Our third Vice President shot our first Treasury Secretary. There's altogether too much lip service paid to the Founding Fathers, as though they were deities who could do no wrong as they walked our humble Earth. The truth of the matter is that they were exceptionally smart and thought well ahead of their immediate needs when establishing the United States -- but they also had gotten their first attempt (the Articles of Confederation) awfully wrong, lived in a period when well water wasn't even safe to drink, and still tolerated arcane practices like human slavery and honor duels. Let's not pretend as though everything must be examined precisely through the lenses of what they might have intended -- they were human beings, too, most of whom had far less knowledge of the world than the ordinary college graduate ought to have today, merely by virtue of the fact we've had another 200-odd years of human experience in everything from medicine to physics to law. Respect and admiration are in order, but not mindless reverence. That's why they inserted a provision for amending the Constitution: To clean up their errors.
It's like eBay for brides
While international matchmaking services (the proverbial "Russian brides" of the Internet) may be facilitating a real service for a lot of lonely people around the world, there are unfortunately a saddening number of those relationships that end up in the abuse and exploitation of the immigrant women. The importation of women from abroad to marry men in the New World is anything but new -- the French exported "Daughters of the King" in the mid-1600s to help boost the population of Quebec.

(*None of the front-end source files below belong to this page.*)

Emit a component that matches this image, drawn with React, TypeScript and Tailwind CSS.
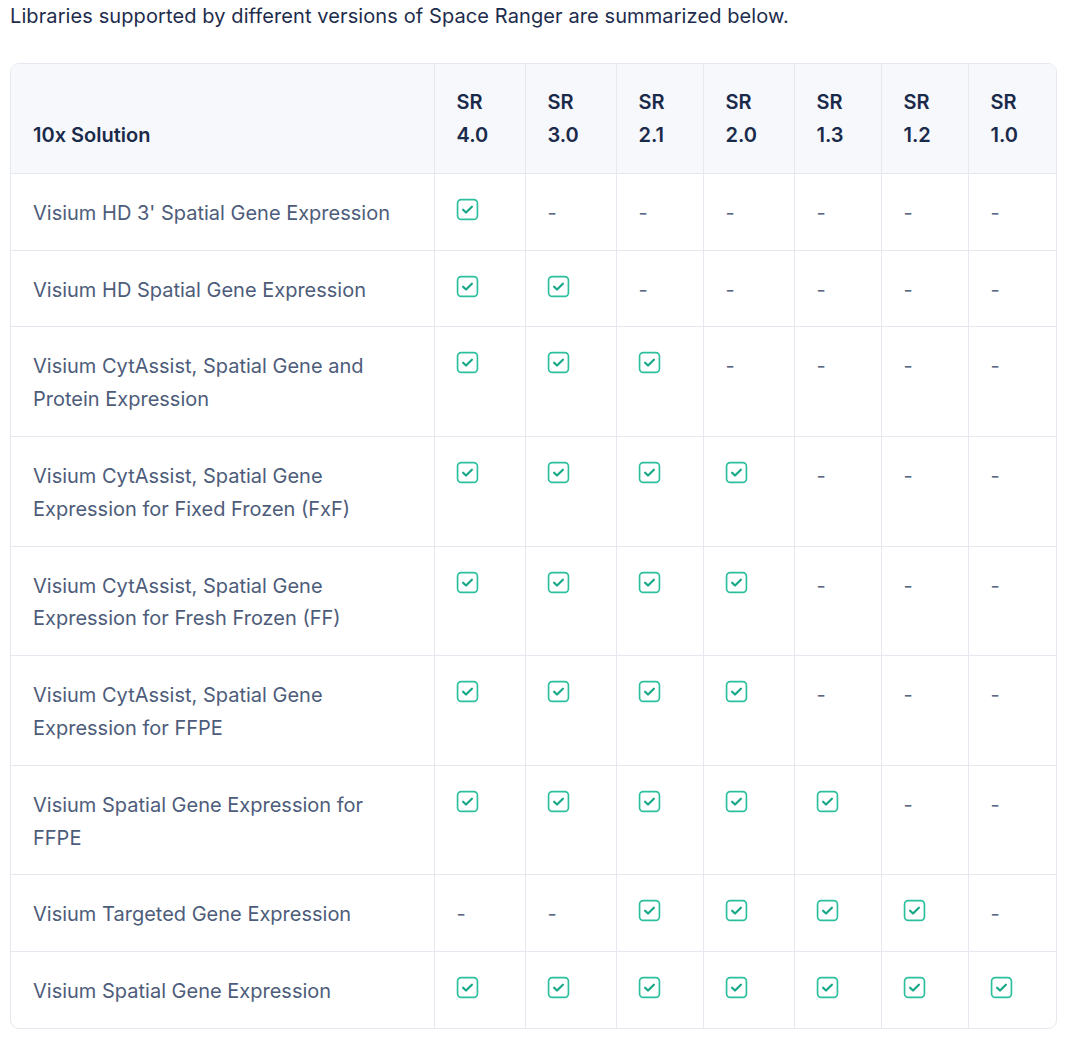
const versions = ["4.0", "3.0", "2.1", "2.0", "1.3", "1.2", "1.0"];

const rows: { name: string; support: boolean[] }[] = [
  { name: "Visium HD 3' Spatial Gene Expression", support: [true, false, false, false, false, false, false] },
  { name: "Visium HD Spatial Gene Expression", support: [true, true, false, false, false, false, false] },
  { name: "Visium CytAssist, Spatial Gene and Protein Expression", support: [true, true, true, false, false, false, false] },
  { name: "Visium CytAssist, Spatial Gene Expression for Fixed Frozen (FxF)", support: [true, true, true, true, false, false, false] },
  { name: "Visium CytAssist, Spatial Gene Expression for Fresh Frozen (FF)", support: [true, true, true, true, false, false, false] },
  { name: "Visium CytAssist, Spatial Gene Expression for FFPE", support: [true, true, true, true, false, false, false] },
  { name: "Visium Spatial Gene Expression for FFPE", support: [true, true, true, true, true, false, false] },
  { name: "Visium Targeted Gene Expression", support: [false, false, true, true, true, true, false] },
  { name: "Visium Spatial Gene Expression", support: [true, true, true, true, true, true, true] },
];

const colWidths = ["w-[423px]", "w-[91px]", "w-[91px]", "w-[87px]", "w-[91px]", "w-[87px]", "w-[87px]", "w-[89px]"];

const CheckIcon = () => (
  <svg width="23" height="23" viewBox="0 0 22 22" fill="none" className="mt-[1px] -ml-[1px]">
    <rect x="1.5" y="1.5" width="19" height="19" rx="3.5" stroke="#2bbf9d" strokeWidth="1.6" />
    <path d="M6.8 11.2 L9.6 13.9 L15.2 8.4" stroke="#17a888" strokeWidth="2.1" strokeLinecap="round" strokeLinejoin="round" />
  </svg>
);

export default function App() {
  return (
    <div className="bg-white min-h-screen px-[10px] text-[20px] leading-[32.8px] text-[#4d5c7a]" style={{ fontFamily: "Inter, 'Noto Sans', sans-serif" }}>
      <p className="text-[#1d2c4c] tracking-[0.1px]">Libraries supported by different versions of Space Ranger are summarized below.</p>
      <div className="mt-[30px] w-[1047px] border border-[#e6e8ef] rounded-[9px] overflow-hidden">
        <table className="table-fixed border-collapse w-full">
          <colgroup>
            {colWidths.map((w, i) => (
              <col key={i} className={w} />
            ))}
          </colgroup>
          <thead>
            <tr className="bg-[#f7f8fc] text-[#1a2a4a] font-semibold">
              <th className="text-left align-bottom px-[22px] pt-[22px] pb-[21.5px] font-semibold">10x Solution</th>
              {versions.map((v) => (
                <th key={v} className="text-left align-bottom px-[22px] pt-[22px] pb-[21.5px] border-l border-[#e6e8ef] font-semibold">
                  SR
                  <br />
                  {v}
                </th>
              ))}
            </tr>
          </thead>
          <tbody>
            {rows.map((r) => (
              <tr key={r.name} className="border-t border-[#e6e8ef]">
                <td className="align-top px-[22px] pt-[23px] pb-[20px]">{r.name}</td>
                {r.support.map((s, i) => (
                  <td key={i} className="align-top px-[22px] pt-[23px] pb-[20px] border-l border-[#e6e8ef]">
                    {s ? <CheckIcon /> : <span className="text-[#5a6884]">-</span>}
                  </td>
                ))}
              </tr>
            ))}
          </tbody>
        </table>
      </div>
    </div>
  );
}
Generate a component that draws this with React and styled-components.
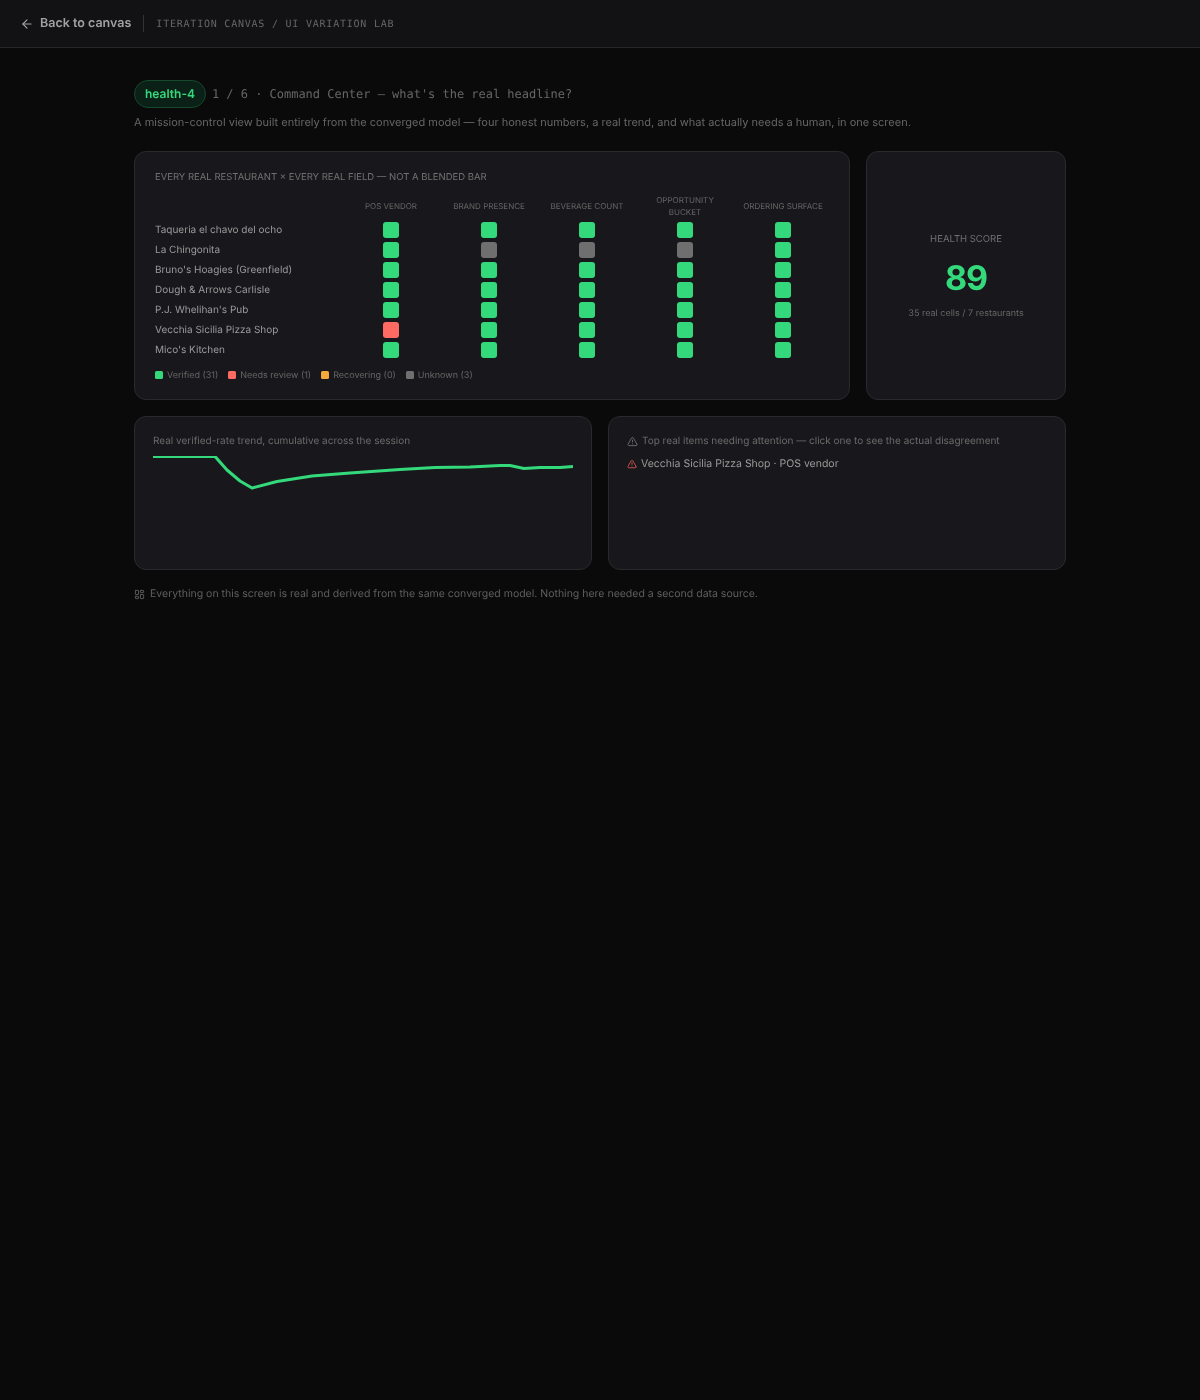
import styled, { createGlobalStyle } from 'styled-components';
import { ArrowLeft, TriangleAlert, LayoutDashboard } from 'lucide-react';

const restaurants = [
  { name: 'Taqueria el chavo del ocho', cells: ['ok', 'ok', 'ok', 'ok', 'ok'] },
  { name: 'La Chingonita', cells: ['ok', 'unknown', 'unknown', 'unknown', 'ok'] },
  { name: "Bruno's Hoagies (Greenfield)", cells: ['ok', 'ok', 'ok', 'ok', 'ok'] },
  { name: 'Dough & Arrows Carlisle', cells: ['ok', 'ok', 'ok', 'ok', 'ok'] },
  { name: "P.J. Whelihan's Pub", cells: ['ok', 'ok', 'ok', 'ok', 'ok'] },
  { name: 'Vecchia Sicilia Pizza Shop', cells: ['review', 'ok', 'ok', 'ok', 'ok'] },
  { name: "Mico's Kitchen", cells: ['ok', 'ok', 'ok', 'ok', 'ok'] },
];

const fields = ['POS vendor', 'Brand presence', 'Beverage count', 'Opportunity bucket', 'Ordering surface'];

const legend = [
  { kind: 'ok', label: 'Verified (31)' },
  { kind: 'review', label: 'Needs review (1)' },
  { kind: 'recovering', label: 'Recovering (0)' },
  { kind: 'unknown', label: 'Unknown (3)' },
];

const statusColors = {
  ok: '#34d97b',
  review: '#ff6b63',
  recovering: '#f5a93b',
  unknown: '#6f6f6f',
};

const trend = '0,0.4 62,0.4 74,14 87,25 99,32 124,25.5 159,20 197,17 247,13.5 282,11.5 317,11 347,9.5 357,9.5 371,12.5 387,11.5 407,11.5 420,10.5';

const GlobalStyle = createGlobalStyle`
  html, body {
    margin: 0;
    padding: 0;
    background: #0a0a0b;
    min-height: 1400px;
    font-family: 'Inter', sans-serif;
    text-rendering: geometricPrecision;
  }
  #root { will-change: transform; }
  * { box-sizing: border-box; }
`;

const TopBar = styled.header`
  height: 48px;
  display: flex;
  align-items: center;
  padding: 0 20px;
  background: #121214;
  border-bottom: 1px solid #27272a;
`;

const BackLink = styled.a`
  display: flex;
  align-items: center;
  gap: 6px;
  color: #a1a1a1;
  font-size: 12.5px;
  line-height: 15px;
  font-weight: 600;
  padding-right: 12px;
  border-right: 1px solid #333336;
  height: 17px;
`;

const Crumb = styled.span`
  margin: 2px 0 0 12px;
  font-family: 'DejaVu Sans Mono', monospace;
  font-size: 10px;
  letter-spacing: 0.78px;
  color: #666;
`;

const Page = styled.main`
  width: 932px;
  margin: 0 auto;
  padding-top: 32px;
`;

const TitleRow = styled.div`
  display: flex;
  align-items: center;
  gap: 6px;
  height: 28px;
`;

const Pill = styled.span`
  display: flex;
  align-items: center;
  height: 28px;
  padding: 0 10px 1px;
  border-radius: 14px;
  background: #0b2117;
  border: 1px solid #14492d;
  color: #34d97b;
  font-size: 12px;
  font-weight: 600;
`;

const Headline = styled.span`
  font-family: 'DejaVu Sans Mono', monospace;
  font-size: 12px;
  letter-spacing: -0.02px;
  color: #666;
`;

const Lead = styled.p`
  margin: 6px 0 20px;
  font-size: 11px;
  line-height: 17px;
  color: #666;
`;

const TopGrid = styled.section`
  display: grid;
  grid-template-columns: 716px 200px;
  gap: 16px;
`;

const BottomGrid = styled.section`
  display: grid;
  grid-template-columns: 1fr 1fr;
  gap: 16px;
  margin-top: 16px;
`;

const Card = styled.div`
  background: #18181c;
  border: 1px solid #2a2a2e;
  border-radius: 12px;
`;

const MatrixCard = styled(Card)`
  height: 249px;
  padding: 19px 20px;
`;

const MatrixTitle = styled.div`
  font-size: 9.5px;
  line-height: 13px;
  color: #707070;
  text-transform: uppercase;
`;

const Matrix = styled.div`
  display: grid;
  grid-template-columns: 184px repeat(5, 92px);
  column-gap: 6px;
  row-gap: 4px;
  align-items: center;
  margin-top: 10px;
`;

const FieldHead = styled.div`
  font-size: 8px;
  line-height: 12px;
  color: #666;
  text-align: center;
  text-transform: uppercase;
`;

const RowName = styled.div`
  font-size: 10px;
  line-height: 16px;
  color: #9a9a9a;
  margin-top: -1px;
`;

const Cell = styled.span`
  justify-self: center;
  width: 16px;
  height: 16px;
  border-radius: 3px;
  background: ${(p) => statusColors[p.$kind]};
`;

const Legend = styled.div`
  display: flex;
  gap: 10px;
  margin-top: 11px;
`;

const LegendItem = styled.span`
  display: flex;
  align-items: center;
  gap: 4px;
  font-size: 9px;
  line-height: 13px;
  color: #666;
`;

const Swatch = styled.span`
  width: 8px;
  height: 8px;
  margin-top: -1px;
  border-radius: 1.5px;
  background: ${(p) => statusColors[p.$kind]};
`;

const ScoreCard = styled(Card)`
  display: flex;
  flex-direction: column;
  align-items: center;
  justify-content: center;
`;

const ScoreLabel = styled.div`
  font-size: 9.5px;
  line-height: 13px;
  color: #707070;
  text-transform: uppercase;
  margin-top: 1px;
`;

const ScoreValue = styled.div`
  margin-top: 13px;
  font-size: 34px;
  font-weight: 700;
  line-height: 40px;
  letter-spacing: -1px;
  color: #34d97b;
`;

const ScoreNote = styled.div`
  margin-top: 9px;
  font-size: 9px;
  line-height: 12px;
  color: #666;
`;

const PanelCard = styled(Card)`
  height: 154px;
  padding: 17px 18px;
`;

const PanelTitle = styled.div`
  display: flex;
  align-items: center;
  gap: 4px;
  font-size: 10px;
  line-height: 14px;
  color: #6a6a6a;
`;

const TrendChart = styled.svg`
  display: block;
  margin-top: 8px;
  width: 420px;
  height: 96px;
`;

const AttentionRow = styled.div`
  display: flex;
  align-items: center;
  gap: 4px;
  margin-top: 9px;
  font-size: 10.5px;
  line-height: 14px;
  color: #9a9a9a;
`;

const FooterNote = styled.p`
  display: flex;
  align-items: center;
  gap: 5px;
  margin: 17px 0 0;
  font-size: 10.5px;
  line-height: 14px;
  color: #5f5f5f;
`;

export default function App() {
  return (
    <>
      <GlobalStyle />
      <TopBar>
        <BackLink>
          <ArrowLeft size={14} />
          Back to canvas
        </BackLink>
        <Crumb>ITERATION CANVAS / UI VARIATION LAB</Crumb>
      </TopBar>
      <Page>
        <TitleRow>
          <Pill>health-4</Pill>
          <Headline>1 / 6 · Command Center — what's the real headline?</Headline>
        </TitleRow>
        <Lead>A mission-control view built entirely from the converged model — four honest numbers, a real trend, and what actually needs a human, in one screen.</Lead>
        <TopGrid>
          <MatrixCard>
            <MatrixTitle>Every real restaurant × every real field — not a blended bar</MatrixTitle>
            <Matrix>
              <span />
              {fields.map((f) => <FieldHead key={f}>{f}</FieldHead>)}
              {restaurants.map((r) => (
                <Row key={r.name} {...r} />
              ))}
            </Matrix>
            <Legend>
              {legend.map((l) => (
                <LegendItem key={l.kind}>
                  <Swatch $kind={l.kind} />
                  {l.label}
                </LegendItem>
              ))}
            </Legend>
          </MatrixCard>
          <ScoreCard>
            <ScoreLabel>Health score</ScoreLabel>
            <ScoreValue>89</ScoreValue>
            <ScoreNote>35 real cells / 7 restaurants</ScoreNote>
          </ScoreCard>
        </TopGrid>
        <BottomGrid>
          <PanelCard>
            <PanelTitle>Real verified-rate trend, cumulative across the session</PanelTitle>
            <TrendChart viewBox="0 0 420 96">
              <polyline points={trend} fill="none" stroke="#34d97b" strokeWidth="3" strokeLinejoin="round" />
            </TrendChart>
          </PanelCard>
          <PanelCard>
            <PanelTitle>
              <TriangleAlert size={11} color="#6e6e6e" />
              Top real items needing attention — click one to see the actual disagreement
            </PanelTitle>
            <AttentionRow>
              <TriangleAlert size={10} color="#e05c55" />
              Vecchia Sicilia Pizza Shop · POS vendor
            </AttentionRow>
          </PanelCard>
        </BottomGrid>
        <FooterNote>
          <LayoutDashboard size={11} />
          Everything on this screen is real and derived from the same converged model. Nothing here needed a second data source.
        </FooterNote>
      </Page>
    </>
  );
}

function Row({ name, cells }) {
  return (
    <>
      <RowName>{name}</RowName>
      {cells.map((c, i) => <Cell key={i} $kind={c} />)}
    </>
  );
}
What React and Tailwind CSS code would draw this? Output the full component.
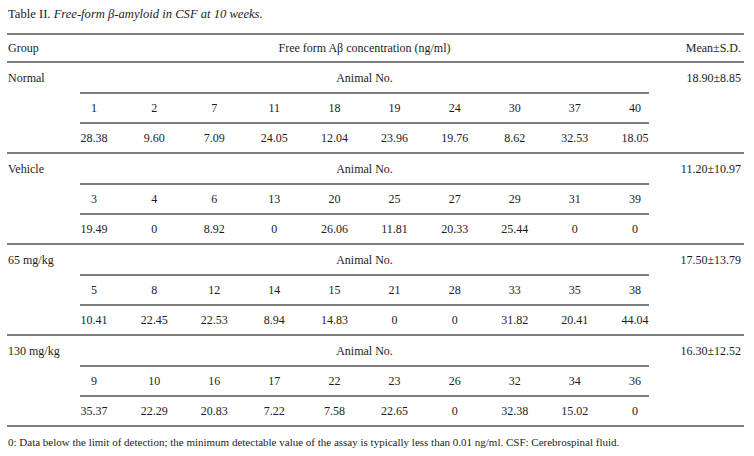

Life's tougher when you have a working conscience
The latest in a virtually endless parade of shams and scams masquerading as health aids is an overpriced silicone band to be worn as a bracelet. It's clearly quite possible to make a fortune selling overpriced junk to the gullible, but that should be beneath enlightened people -- who should see that exploiting their fellow people is a bad way to go about living.
Howard Buffett's lessons learned from running an international charity
Interesting, once one considers that there are lots of international charities to be found around the world, and that many of them are probably being run by people with little or no experience. The knowledge transfer among such aid groups is probably much less than it ought to be.
Why it's so easy to hate Macs
The cult-like nature of the Apple ecosystem is nauseating -- even if the main alternative, Windows, remains clumsier than it should be.